• TASK TO CARRY OUT:
Check every line below for the word "index" and copy the ones that have it.

• STORED DATA:
((
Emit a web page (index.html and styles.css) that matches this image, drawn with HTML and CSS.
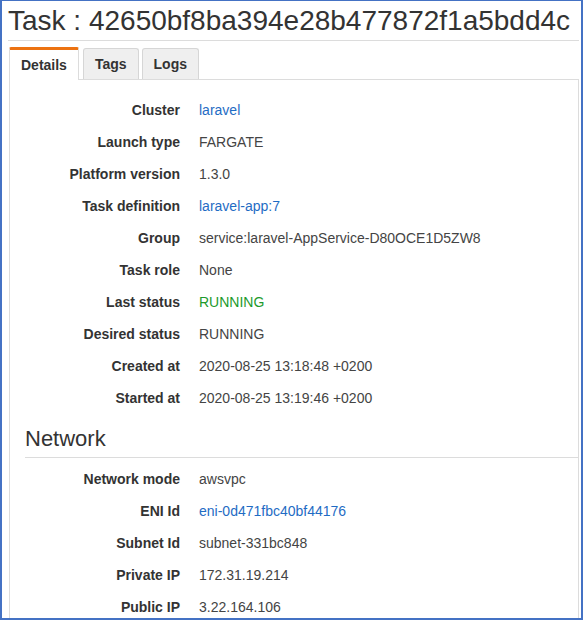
FILE: index.html
```html
<!DOCTYPE html>
<html lang="en">
<head>
<meta charset="utf-8">
<title>Task details</title>
<link rel="stylesheet" href="styles.css">
</head>
<body>
<div class="frame">
  <h1 class="title">Task : 42650bf8ba394e28b477872f1a5bdd4c</h1>
  <div class="tabs">
    <div class="tab active">Details</div>
    <div class="tab">Tags</div>
    <div class="tab">Logs</div>
  </div>
  <div class="panel">
    <dl class="props">
      <dt>Cluster</dt><dd><a href="#" class="link">laravel</a></dd>
      <dt>Launch type</dt><dd>FARGATE</dd>
      <dt>Platform version</dt><dd>1.3.0</dd>
      <dt>Task definition</dt><dd><a href="#" class="link">laravel-app:7</a></dd>
      <dt>Group</dt><dd>service:laravel-AppService-D80OCE1D5ZW8</dd>
      <dt>Task role</dt><dd>None</dd>
      <dt>Last status</dt><dd class="ok">RUNNING</dd>
      <dt>Desired status</dt><dd>RUNNING</dd>
      <dt>Created at</dt><dd>2020-08-25 13:18:48 +0200</dd>
      <dt>Started at</dt><dd>2020-08-25 13:19:46 +0200</dd>
    </dl>
    <h2 class="section">Network</h2>
    <dl class="props">
      <dt>Network mode</dt><dd>awsvpc</dd>
      <dt>ENI Id</dt><dd><a href="#" class="link">eni-0d471fbc40bf44176</a></dd>
      <dt>Subnet Id</dt><dd>subnet-331bc848</dd>
      <dt>Private IP</dt><dd>172.31.19.214</dd>
      <dt>Public IP</dt><dd>3.22.164.106</dd>
    </dl>
  </div>
</div>
</body>
</html>
```

FILE: styles.css
```css
html, body {
  margin: 0;
  padding: 0;
  background: #fff;
}

body {
  font-family: "Liberation Sans", Arial, sans-serif;
  color: #333;
}

.frame {
  box-sizing: border-box;
  width: 583px;
  height: 620px;
  overflow: hidden;
  border: 2px solid #4472c4;
  border-top-width: 1px;
  padding: 0 2px 0 6px;
  background: #fff;
}

.title {
  margin: 4px 0 0;
  padding: 0 0 3px 0;
  font-size: 28px;
  line-height: 32px;
  font-weight: normal;
  color: #333;
  border-bottom: 1px solid #dcdcdc;
  white-space: nowrap;
}

/* tab strip */
.tabs {
  display: flex;
  align-items: flex-end;
  margin: 6px 0 0 1px;
  border-bottom: 1px solid #dcdcdc;
  height: 32px;
}

.tab {
  box-sizing: border-box;
  height: 31px;
  padding: 0 11px;
  margin-right: 3px;
  font-size: 14px;
  font-weight: bold;
  line-height: 31px;
  color: #333;
  background: #efefef;
  border: 1px solid #d6d6d6;
  border-bottom: none;
  border-radius: 3px 3px 0 0;
}

.tab.active {
  height: 33px;
  margin-bottom: -1px;
  background: #fff;
  border-color: #dcdcdc;
  border-top: 3px solid #ec7211;
  border-radius: 2px 2px 0 0;
  line-height: 31px;
  margin-right: 4px;
}

/* details panel */
.panel {
  margin-left: 1px;
  padding-top: 14px;
  border-left: 1px solid #dcdcdc;
  border-right: 1px solid #dcdcdc;
  min-height: 560px;
}

.props {
  display: grid;
  grid-template-columns: 170px 1fr;
  column-gap: 19px;
  margin: 0;
  font-size: 14px;
  line-height: 32px;
}

.props dt {
  text-align: right;
  font-weight: bold;
  color: #333;
  white-space: nowrap;
}

.props dd {
  margin: 0;
  color: #444;
  white-space: nowrap;
}

.link {
  color: #1f6cc4;
  text-decoration: none;
}

.props dd.ok {
  color: #1d9a2c;
}

.section {
  margin: 12px 0 5px 15px;
  padding-bottom: 5px;
  font-size: 22px;
  line-height: 26px;
  font-weight: normal;
  color: #333;
  border-bottom: 1px solid #dcdcdc;
}
```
))
• SOLUTION FOR THIS TASK:
Emit a web page (index.html and styles.css) that matches this image, drawn with HTML and CSS.
FILE: index.html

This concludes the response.